In accordance with its cloud-first strategy, NYC Cyber Command built the pipeline on Google Cloud Platform (GCP) and Google products such as Cloud Pub/Sub, a scalable data analytics product that facilitates data ingestion. Security events are published to Cloud Pub/Sub and then pull subscriptions make the data available to log parsers and other services via Google’s Cloud Dataflow, a fully managed service for stream and batch processing that puts the data in formats security analysts can use.
“We have data coming from external vendors, and all this data is ingested through Pub/Sub, and Pub/Sub pushes it through to Dataflow, which can parse or enrich the data,” said Noam Dorogoyer, a data engineer and IT project specialist at the command. “The way the data comes in can be simple such as comma-separated. Other times it’s a mess. There is not a common format among the vendors.”
The command uses logic in Dataflow to move the data into BigQuery, Google’s serverless cloud data warehouse, which puts it into a tabular format that’s easy for analysts to access.
All of the data is captured in real time. “Real time is king, and that’s the only data valuable to us,” Dorogoyer said. “If data comes in late, especially when it comes to cybersecurity, it’s no longer valuable, especially during an emergency. So, from a data engineering standpoint, the way we constructed the pipeline is to minimize latency at every single step. If it’s maybe a Dataflow job, we designed it so that as many elements as possible are happening in parallel so at no point is there a step that’s waiting for a previous one.”
Security analysts can access the data in several ways, said Anthony Bocekci, Computer Emergency Response Team specialist. They can run queries in BigQuery or use other tools that will provide visualizations of the data, such as Data Studio, a reporting solution.
“It gives us a very robust amount of options to deal with this cleaner data, which still has retained context, which is the key thing,” Bocekci added. “When it comes to incident response, you are oftentimes reacting to ongoing activities, so having the data available live in front of you -- again, parsed with the context still there -- it allows you to react appropriately…. It allows you to focus on particular facets of the incident that you may not have the ability to do if the logs were provided to you in a slower format.”
The amount of data flowing through the command varies each day. On weekdays during peak times, it could be 5 or 6 terabytes, Dorogoyer said. On weekends, that can drop to 2 to 3 terabytes. As NYC Cyber Command increases visibility across agencies, it will deal with petabytes of data.
Pipeline security is of obvious importance.
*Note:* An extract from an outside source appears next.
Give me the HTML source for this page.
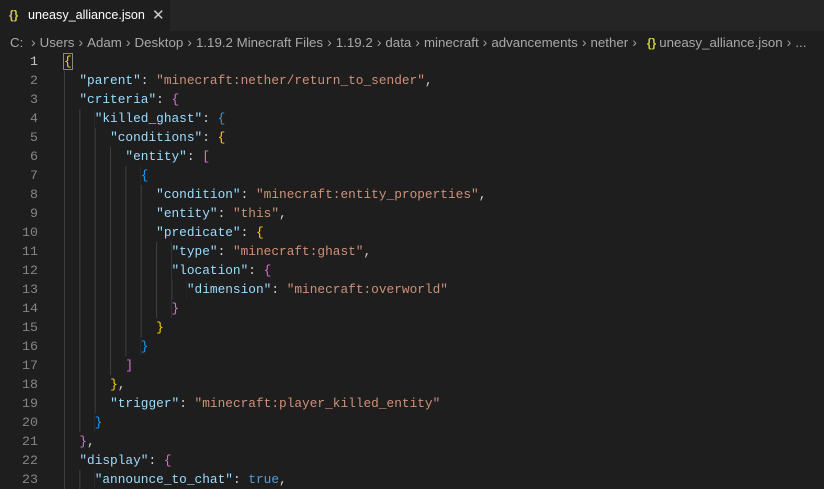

To manage who is taking what actions on which data, NYC Cyber Command uses Google’s Cloud Identity and Access Management. To let engineers access GCP resources from untrusted networks without using a virtual-private network, it uses Cloud Identity-Aware Proxy, a foundational element of the company’s BeyondCorp, a zero-trust enterprise security model on which the pipeline is built.
“We wouldn’t be much of a cybersecurity firm if we weren’t careful with who had what permissions,” Dorogoyer said. “We want everybody to be able to do what they have to do for their job, but they don’t really need more than what they need…. There isn’t any account that would just be able to destroy the entire project and wipe it.”
Before de Blasio established NYC Cyber Command by executive order on June 11, 2017, the city’s Department of Information Technology and Telecommunications and individual agencies were responsible for cybersecurity. The command features a year-round security operations center and works with the city’s 100-plus agencies to prevent, detect, respond to and recover from threats.
“Coming together and having one umbrella approach to cybersecurity gives agencies a very different and new sense of comfort, where they have one group they can look to and one group they can rely on and work with,” Bocekci said.
Editor's note: This article was changed Aug. 6 to correct Anthony Bocekci's title.